Regarding Syria, she said that the situation there “is really turning into a global proxy war” with Russian involvement, in addition to “tremendous overreach from a constitutional perspective of our involvement there.” She called for a global coalition to put pressure on Syrian leadership.

She called for a global coalition to combat extremism and terrorism in which “the United States cannot be the sole operators out there,” continually monitoring for decades to come.

Cammack also blamed the United Nations for its “efforts to undermine Israel’s role and place on the global stage, and continuing to vote against issues that are of most importance to Israel.” She said she plans to be outspoken about this in Congress.

She said that education is critical in combating the BDS movement against the Jewish state.

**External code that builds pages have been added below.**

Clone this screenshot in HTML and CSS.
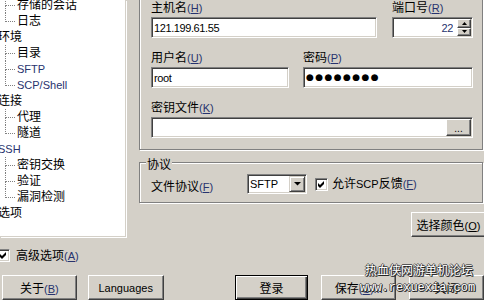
FILE: index.html
```html
<!DOCTYPE html>
<html lang="zh-CN">
<head>
    <meta charset="UTF-8">
    <meta name="viewport" content="width=device-width, initial-scale=1.0">
    <title>WinSCP 登录</title>
    <link rel="stylesheet" href="styles.css">
</head>
<body>
    <div class="dialog">
        <div class="top">
            <div class="tree">
                <div class="tree-inner">
                    <div class="node child">存储的会话</div>
                    <div class="node child last">日志</div>
                    <div class="node">环境</div>
                    <div class="node child">目录</div>
                    <div class="node child"><span class="en blue">SFTP</span></div>
                    <div class="node child last"><span class="en blue">SCP/Shell</span></div>
                    <div class="node">连接</div>
                    <div class="node child">代理</div>
                    <div class="node child last">隧道</div>
                    <div class="node"><span class="en blue">SSH</span></div>
                    <div class="node child">密钥交换</div>
                    <div class="node child">验证</div>
                    <div class="node child last">漏洞检测</div>
                    <div class="node">选项</div>
                </div>
            </div>

            <div class="side">
                <div class="group session">
                    <div class="row">
                        <div class="field host">
                            <label>主机名<span class="k">(<u>H</u>)</span></label>
                            <div class="edit"><input type="text" value="121.199.61.55"></div>
                        </div>
                        <div class="field port">
                            <label>端口号<span class="k">(<u>R</u>)</span></label>
                            <div class="edit">
                                <input type="text" class="num" value="22">
                                <div class="spin">
                                    <span class="spin-btn"><svg width="5" height="3"><polygon points="2.5,0 5,3 0,3" fill="#000"/></svg></span>
                                    <span class="spin-btn"><svg width="5" height="3"><polygon points="0,0 5,0 2.5,3" fill="#000"/></svg></span>
                                </div>
                            </div>
                        </div>
                    </div>
                    <div class="row">
                        <div class="field user">
                            <label>用户名<span class="k">(<u>U</u>)</span></label>
                            <div class="edit"><input type="text" value="root"></div>
                        </div>
                        <div class="field pass">
                            <label>密码<span class="k">(<u>P</u>)</span></label>
                            <div class="edit"><span class="dots">●●●●●●●●</span></div>
                        </div>
                    </div>
                    <div class="row">
                        <div class="field key">
                            <label>密钥文件<span class="k">(<u>K</u>)</span></label>
                            <div class="edit">
                                <input type="text" value="">
                                <span class="browse">...</span>
                            </div>
                        </div>
                    </div>
                </div>

                <div class="group protocol">
                    <div class="legend">协议</div>
                    <div class="proto-row">
                        <div class="proto-label">文件协议<span class="k">(<u>F</u>)</span></div>
                        <div class="combo">
                            <span class="combo-text en">SFTP</span>
                            <span class="drop"><svg width="7" height="4"><polygon points="0,0 7,0 3.5,3.5" fill="#000"/></svg></span>
                        </div>
                        <span class="check proto-check"><svg width="9" height="9"><path d="M1 3 L3 5 L7 1 L7 4 L3 8 L1 6 Z" fill="#000"/></svg></span>
                        <div class="check-label">允许<span class="en">SCP</span>反馈<span class="k">(<u>F</u>)</span></div>
                    </div>
                </div>

                <div class="color-row">
                    <button class="btn">选择颜色<span class="en">(<u>O</u>)</span></button>
                </div>
            </div>
        </div>

        <div class="adv">
            <span class="check"><svg width="9" height="9"><path d="M1 3 L3 5 L7 1 L7 4 L3 8 L1 6 Z" fill="#000"/></svg></span>
            <span class="adv-label">高级选项<span class="k">(<u>A</u>)</span></span>
        </div>

        <div class="buttons">
            <button class="btn about">关于<span class="k">(<u>B</u>)</span></button>
            <button class="btn lang"><span class="en">Languages</span></button>
            <button class="btn default login">登录</button>
            <button class="btn save">保存<span class="k">(<u>S</u>)...</span></button>
            <button class="btn close">关闭</button>
        </div>

        <div class="watermark">
            <div class="wm-title">热血侠网游单机论坛</div>
            <div class="wm-url">www.rexuexia.com</div>
        </div>
    </div>
</body>
</html>
```

FILE: styles.css
```css
body {
    margin: 0;
    font-family: "Liberation Sans", "Noto Sans CJK SC", sans-serif;
    font-size: 12px;
    color: #000;
    background: #d4d0c8;
}
.dialog {
    position: relative;
    width: 484px;
    height: 300px;
    overflow: hidden;
    background: #d4d0c8;
}
.en, .k {
    font-size: 11px;
}
.k, .blue {
    color: #27336e;
}
.top {
    display: flex;
    height: 238px;
}

/* tree */
.tree {
    flex: none;
    width: 125px;
    height: 236px;
    background: #fff;
    border-right: 1px solid #d4d0c8;
    border-bottom: 1px solid #d4d0c8;
    box-shadow: 1px 1px 0 #fff;
    overflow: hidden;
}
.tree-inner {
    margin-top: -3px;
}
.node {
    height: 16px;
    line-height: 16px;
    white-space: nowrap;
    margin-left: -2px;
}
.node.child {
    position: relative;
    margin-left: 0;
    padding-left: 17px;
}
.node.child::before {
    content: "";
    position: absolute;
    left: 5px;
    top: 0;
    width: 9px;
    height: 8px;
    border-left: 1px dotted #808080;
    border-bottom: 1px dotted #808080;
}
.node.child:not(.last)::after {
    content: "";
    position: absolute;
    left: 5px;
    top: 9px;
    bottom: 0;
    border-left: 1px dotted #808080;
}

/* right side */
.side {
    flex: none;
    width: 345px;
    margin-left: 13px;
}
.group {
    box-sizing: border-box;
    width: 344px;
    border: 1px solid #808080;
    box-shadow: 1px 1px 0 #fff, inset 1px 1px 0 #fff;
}
.session {
    margin-top: -10px;
    padding: 9px 9px 11px 11px;
}
.row {
    display: flex;
    justify-content: space-between;
}
.row + .row {
    margin-top: 12px;
}
.field label {
    display: block;
    height: 16px;
    line-height: 16px;
}
.host { width: 226px; }
.port { width: 81px; }
.user { width: 138px; }
.pass { width: 170px; }
.key { width: 322px; }

.edit {
    box-sizing: border-box;
    display: flex;
    height: 21px;
    margin-top: 1px;
    padding: 1px;
    background: #fff;
    border: 1px solid;
    border-color: #808080 #fff #fff #808080;
    box-shadow: inset 1px 1px 0 #404040, inset -1px -1px 0 #d4d0c8;
}
.edit input {
    flex: 1;
    min-width: 0;
    height: 100%;
    margin: 0;
    padding: 0 0 0 1px;
    border: none;
    outline: none;
    background: transparent;
    font-family: "Liberation Sans", sans-serif;
    font-size: 11px;
    letter-spacing: -0.4px;
    color: #000;
}
.edit input.num {
    text-align: right;
    padding-right: 4px;
    color: #27336e;
}
.spin {
    display: flex;
    flex-direction: column;
    width: 14px;
}
.spin-btn {
    flex: 1;
    box-sizing: border-box;
    display: flex;
    align-items: center;
    justify-content: center;
    background: #d4d0c8;
    border: 1px solid;
    border-color: #fff #404040 #404040 #fff;
    box-shadow: inset -1px -1px 0 #808080;
}
.spin-btn svg {
    display: block;
}
.dots {
    padding-left: 1px;
    font-family: "DejaVu Sans", sans-serif;
    font-size: 9px;
    letter-spacing: 1.4px;
    line-height: 17px;
}
.browse {
    box-sizing: border-box;
    width: 25px;
    height: 17px;
    background: #d4d0c8;
    border: 1px solid;
    border-color: #fff #404040 #404040 #fff;
    box-shadow: inset -1px -1px 0 #808080;
    font-size: 10px;
    line-height: 17px;
    text-align: center;
}

/* protocol */
.protocol {
    margin-top: 12px;
    padding: 0 9px 8px 11px;
}
.legend {
    width: fit-content;
    height: 14px;
    margin: -5px 0 0 -5px;
    padding: 0 1px;
    line-height: 14px;
    background: #d4d0c8;
}
.proto-row {
    display: flex;
    align-items: flex-start;
    height: 20px;
    margin-top: 2px;
}
.proto-label {
    width: 96px;
    margin-top: 5px;
    line-height: 16px;
}
.combo {
    box-sizing: border-box;
    display: flex;
    justify-content: space-between;
    width: 60px;
    height: 20px;
    padding: 1px;
    background: #fff;
    border: 1px solid;
    border-color: #808080 #fff #fff #808080;
    box-shadow: inset 1px 1px 0 #404040, inset -1px -1px 0 #d4d0c8;
}
.combo-text {
    padding-left: 1px;
    line-height: 16px;
}
.drop {
    box-sizing: border-box;
    display: flex;
    align-items: center;
    justify-content: center;
    width: 16px;
    height: 16px;
    background: #d4d0c8;
    border: 1px solid;
    border-color: #d4d0c8 #404040 #404040 #d4d0c8;
    box-shadow: inset 1px 1px 0 #fff, inset -1px -1px 0 #808080;
}
.drop svg {
    display: block;
}
.check {
    box-sizing: border-box;
    display: flex;
    align-items: center;
    justify-content: center;
    flex: none;
    width: 13px;
    height: 13px;
    background: #fff;
    border: 1px solid;
    border-color: #808080 #fff #fff #808080;
    box-shadow: inset 1px 1px 0 #404040, inset -1px -1px 0 #d4d0c8;
}
.check svg {
    display: block;
}
.proto-check {
    margin: 4px 0 0 8px;
}
.check-label {
    margin: 2px 0 0 4px;
    line-height: 16px;
}
.color-row {
    margin-top: 9px;
}
.color-row .btn {
    margin-left: 272px;
}

/* buttons */
.btn {
    box-sizing: border-box;
    width: 75px;
    height: 25px;
    margin: 0;
    padding: 0;
    background: #d4d0c8;
    border: 1px solid;
    border-color: #fff #404040 #404040 #fff;
    box-shadow: inset -1px -1px 0 #808080;
    font-family: inherit;
    font-size: 12px;
    color: #000;
}
.btn.default {
    border: 1px solid #000;
    box-shadow: inset 1px 1px 0 #fff, inset -1px -1px 0 #404040, inset -2px -2px 0 #808080;
}
.adv {
    display: flex;
    align-items: center;
    height: 13px;
    margin-top: 11px;
}
.adv .check {
    margin-left: -3px;
}
.adv-label {
    margin-left: 6px;
    line-height: 16px;
}
.buttons {
    display: flex;
    margin-top: 13px;
}
.about { margin-left: 2px; }
.lang { margin-left: 11px; width: 76px; }
.login { margin-left: 71px; width: 74px; }
.save, .close { margin-left: 13px; }

/* overlay watermark */
.watermark {
    position: absolute;
    left: 360px;
    top: 263px;
    color: #fff;
    text-shadow: 1px 1px 0 #222, -1px 0 0 #555, 0 -1px 0 #555, 1px 0 0 #444, 0 1px 0 #444;
    pointer-events: none;
}
.wm-title {
    margin-left: 5px;
    font-size: 12px;
    line-height: 16px;
}
.wm-url {
    margin-top: 2px;
    font-family: "Liberation Mono", monospace;
    font-size: 12px;
    line-height: 14px;
}
```
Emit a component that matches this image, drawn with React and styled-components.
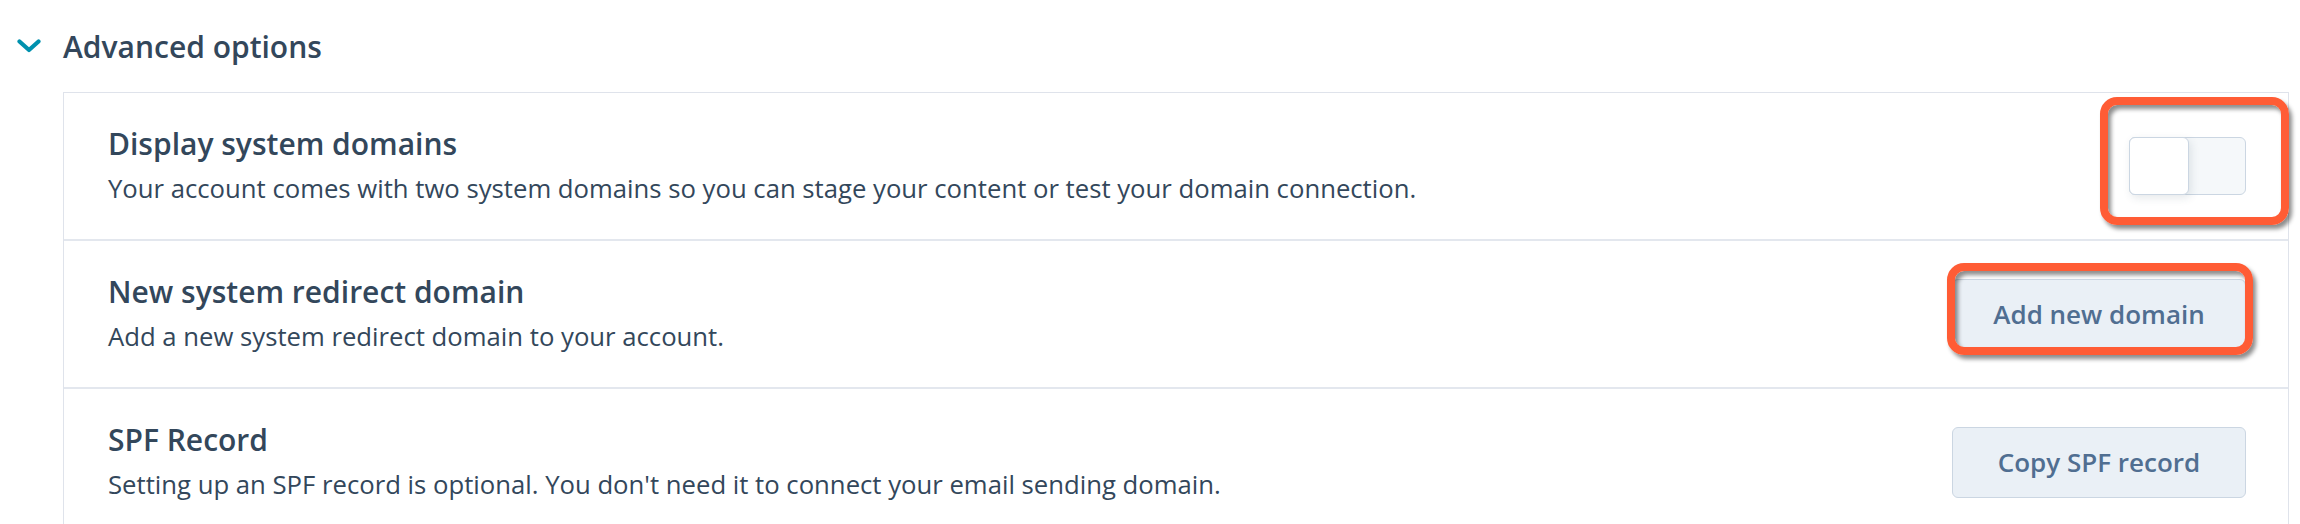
import React from "react";
import styled, { createGlobalStyle } from "styled-components";

const Global = createGlobalStyle`
  html, body { margin: 0; padding: 0; background: #ffffff; }
  body { font-family: "Open Sans", Lato, Arial, sans-serif; color: #33475b; }
  * { box-sizing: border-box; }
`;

const Page = styled.div`
  width: 2300px;
  height: 524px;
  overflow: hidden;
  background: #fff;
`;

const Header = styled.div`
  display: flex;
  align-items: center;
  height: 92px;
  padding-left: 17px;
  gap: 22px;
`;

const Chevron = styled.svg`
  width: 24px;
  height: 14px;
  flex: none;
`;

const HeaderTitle = styled.h2`
  margin: 0;
  font-size: 30px;
  font-weight: 600;
  color: #33475b;
`;

const Card = styled.div`
  margin-left: 63px;
  margin-right: 11px;
  border: 1px solid #dfe3eb;
  border-bottom: none;
  background: #fff;
`;

const Row = styled.div`
  display: flex;
  align-items: center;
  justify-content: space-between;
  height: ${(p) => p.$h}px;
  padding: 0 42px 0 44px;
  border-top: ${(p) => (p.$first ? "none" : "2px solid #e3e7ee")};
`;

const Text = styled.div`
  display: flex;
  flex-direction: column;
  gap: 12px;
`;

const Title = styled.div`
  font-size: 30px;
  line-height: 34px;
  font-weight: 600;
  color: #33475b;
`;

const Desc = styled.div`
  font-size: 25.7px;
  line-height: 32px;
  font-weight: 400;
  color: #33475b;
`;

const Control = styled.div`
  position: relative;
  flex: none;
  display: flex;
`;

const Track = styled.div`
  width: 117px;
  height: 58px;
  border: 1px solid #cbd6e2;
  border-radius: 6px;
  background: #f5f8fa;
  display: flex;
  align-items: stretch;
`;

const Knob = styled.div`
  width: 60px;
  margin: -1px 0 -1px -1px;
  background: #fff;
  border: 1.5px solid #cbd6e2;
  border-radius: 6px;
  box-shadow: 2px 3px 8px rgba(45, 62, 80, 0.12);
`;

const Button = styled.button`
  width: 294px;
  height: 71px;
  border: 1px solid #cbd6e2;
  border-radius: 6px;
  background: #eaf0f6;
  color: #506e91;
  font-family: "Open Sans", Lato, Arial, sans-serif;
  font-weight: 600;
  font-size: 26px;
  padding: 0;
  cursor: pointer;
`;

const Highlight = styled.div`
  position: absolute;
  top: ${(p) => p.$t}px;
  left: ${(p) => p.$l}px;
  right: ${(p) => p.$r}px;
  bottom: ${(p) => p.$b}px;
  border: 8px solid #ff5c35;
  border-radius: 17px;
  box-shadow: 3px 4px 4px rgba(0, 0, 0, 0.45), inset 3px 4px 4px rgba(0, 0, 0, 0.45);
  pointer-events: none;
`;

export default function App() {
  return (
    <Page>
      <Global />
      <Header>
        <Chevron viewBox="0 0 24 14" aria-hidden="true">
          <path d="M2.5 2.5 L12 11 L21.5 2.5" fill="none" stroke="#0091ae" strokeWidth="4.2" strokeLinecap="round" strokeLinejoin="round" />
        </Chevron>
        <HeaderTitle>Advanced options</HeaderTitle>
      </Header>
      <Card>
        <Row $first $h={146}>
          <Text>
            <Title>Display system domains</Title>
            <Desc>Your account comes with two system domains so you can stage your content or test your domain connection.</Desc>
          </Text>
          <Control>
            <Track>
              <Knob />
            </Track>
            <Highlight $t={-40} $l={-29} $r={-43} $b={-30} />
          </Control>
        </Row>
        <Row $h={148}>
          <Text>
            <Title>New system redirect domain</Title>
            <Desc>Add a new system redirect domain to your account.</Desc>
          </Text>
          <Control>
            <Button>Add new domain</Button>
            <Highlight $t={-16} $l={-5} $r={-7} $b={-5} />
          </Control>
        </Row>
        <Row $h={148}>
          <Text>
            <Title>SPF Record</Title>
            <Desc>Setting up an SPF record is optional. You don't need it to connect your email sending domain.</Desc>
          </Text>
          <Control>
            <Button>Copy SPF record</Button>
          </Control>
        </Row>
      </Card>
    </Page>
  );
}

Organizations must educate members of Congress on both sides of the aisle about how and why Israel is crucial to the United States and the rest of the world, she stressed.

Cammack cited that, coming from an agricultural state, she has worked to educate “the agricultural community about the contributions of Israel to agriculture.”

“I tell people all the time, they made the desert bloom,” she said. “It’s really important that we start every conversation from an educational standpoint, though it comes back to being willing to stand up and call out folks that are really coming from a place of ignorance.”

She expressed hope that, as a member of Congress, she’ll be able to take agricultural producers in the United States to Israel for educational tours, and “do some sharing of techniques and technology so that we can become better stewards of the resources that we have” and “really utilizing that cutting edge that Israel is famous for.”